I ordered a glass of wine with dinner the other night out at Devotay with my parents. Sometime in August I drank an (illegal) glass (or two or three or four) with my dinner at home. Six months earlier I was drinking a glass of wine (legally) with my dinner as well, only in Greece rather that the states. They all tasted damn near the same, minus a butter overtone here, an almond undertone there, a cheap, cardboard aftertaste more often than not from a box. And I acted more or less the same with each glass and each glass acted much the same as well — as a complement to my dinner.

So someone tell me why I've been a criminal for my first 20 years/252 months/7,300 days. Why must (mostly) responsible drinkers like myself be punished mercilessly for our lack of age? Or better yet, why must we put an age on anything at all? We're racing to another milestone and then in five years we'll wish we could regress again.

Americans should spend their time more wisely — stop the old from restraining the young, imprisoning them, belittling them. We only have so long to be under-21 and instead of wishing it would come sooner we should be savoring it.


i wanna be the minority

From an interview with Billie Joe Armstrong, in honor of Rolling Stone's 40th Anniversary:

What is it like being a middle-aged punk? Isn't that a contradiction in terms?

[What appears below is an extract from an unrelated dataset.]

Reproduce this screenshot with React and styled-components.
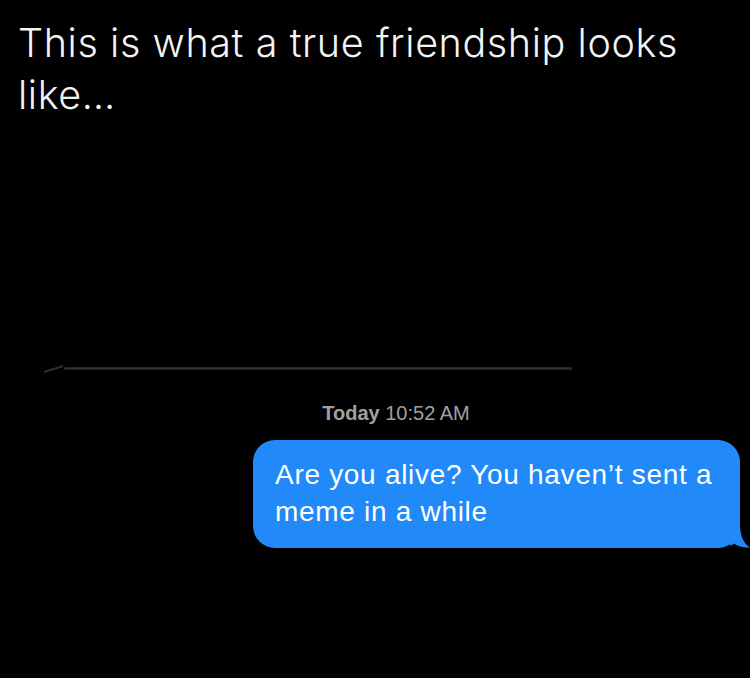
import React from "react";
import styled, { createGlobalStyle } from "styled-components";

const Global = createGlobalStyle`
  html, body { margin: 0; padding: 0; background: #000; }
  #root { width: 750px; height: 678px; overflow: hidden; }
`;

const Page = styled.div`
  width: 750px;
  height: 678px;
  background: #000;
  display: flex;
  flex-direction: column;
  font-family: "Liberation Sans", Arial, sans-serif;
`;

const Caption = styled.h1`
  margin: 0;
  padding: 17px 30px 0 18px;
  color: #f4f4f4;
  font-family: "Inter", "Liberation Sans", sans-serif;
  font-weight: 300;
  font-size: 39.5px;
  line-height: 52px;
  letter-spacing: 0.6px;
`;

const Divider = styled.div`
  margin: 244px 0 0 42px;
  width: 530px;
  height: 6px;
  position: relative;
  display: flex;
  align-items: center;
`;

const Rule = styled.div`
  margin-left: 22px;
  flex: 1;
  height: 3px;
  background: linear-gradient(#1f1f26, #2e2e38, #1c1c22);
  border-radius: 2px;
`;

const Edge = styled.svg`
  position: absolute;
  left: 0;
  top: -3px;
`;

const Stamp = styled.div`
  margin-top: 30px;
  text-align: center;
  padding-left: 42px;
  color: #a0a0a4;
  font-size: 20px;
  line-height: 24px;
  b { font-weight: 600; }
`;

const Row = styled.div`
  margin-top: 15px;
  display: flex;
  justify-content: flex-end;
  padding-right: 10px;
`;

const Bubble = styled.div`
  position: relative;
  width: 445px;
  background: #2189f8;
  color: #fff;
  border-radius: 22px;
  padding: 16px 20px 18px 22px;
  font-size: 28px;
  line-height: 37px;
  letter-spacing: 0.7px;
`;

const Tail = styled.svg`
  position: absolute;
  right: -10px;
  bottom: 0;
`;

export default function App() {
  return (
    <>
      <Global />
      <Page>
        <Caption>This is what a true friendship looks like…</Caption>
        <Divider>
          <Edge width="26" height="12" viewBox="0 0 26 12">
            <path d="M2 10 L18 5 L21 4" stroke="#2e2e34" strokeWidth="2" fill="none" />
          </Edge>
          <Rule />
        </Divider>
        <Stamp>
          <b>Today</b> 10:52 AM
        </Stamp>
        <Row>
          <Bubble>
            Are you alive? You haven’t sent a meme in a while
            <Tail width="20" height="24" viewBox="0 0 20 24">
              <path d="M0 0 L10 0 C10 11 13 19 20 23.5 C14 24 8 22.5 4 19.5 C3 20.5 1.5 21.2 0 21.5 Z" fill="#2189f8" />
            </Tail>
          </Bubble>
        </Row>
      </Page>
    </>
  );
}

I remember walking out of a gig in Chicago, past these screaming kids. There were these punks, real ones, sitting outside our tour bus. One girl had a forty-ouncer, and she goes, "Billie Joe, come drink with us." I said, "I can't, I've got my family on the bus." She goes, "Well, fuck you then." I get on the bus, and my wife says, "Did that bitch just tell you to fuck off? I'm gonna kick her ass right now." I'm holding her back, while my child is naked, jumping on the couch: "Hi, Daddy!" That was my whole life right there — screaming kids, punks telling me to fuck off, my wife getting pissed, my naked son waiting to get into his pajamas.

Guys, this is why I will always and forever, 110%, love Green Day beyond all reason. Also, Adrienne Armstrong. Still the best rock star wife/girlfriend ever, for my money.

Come out with another goddamn album, already!!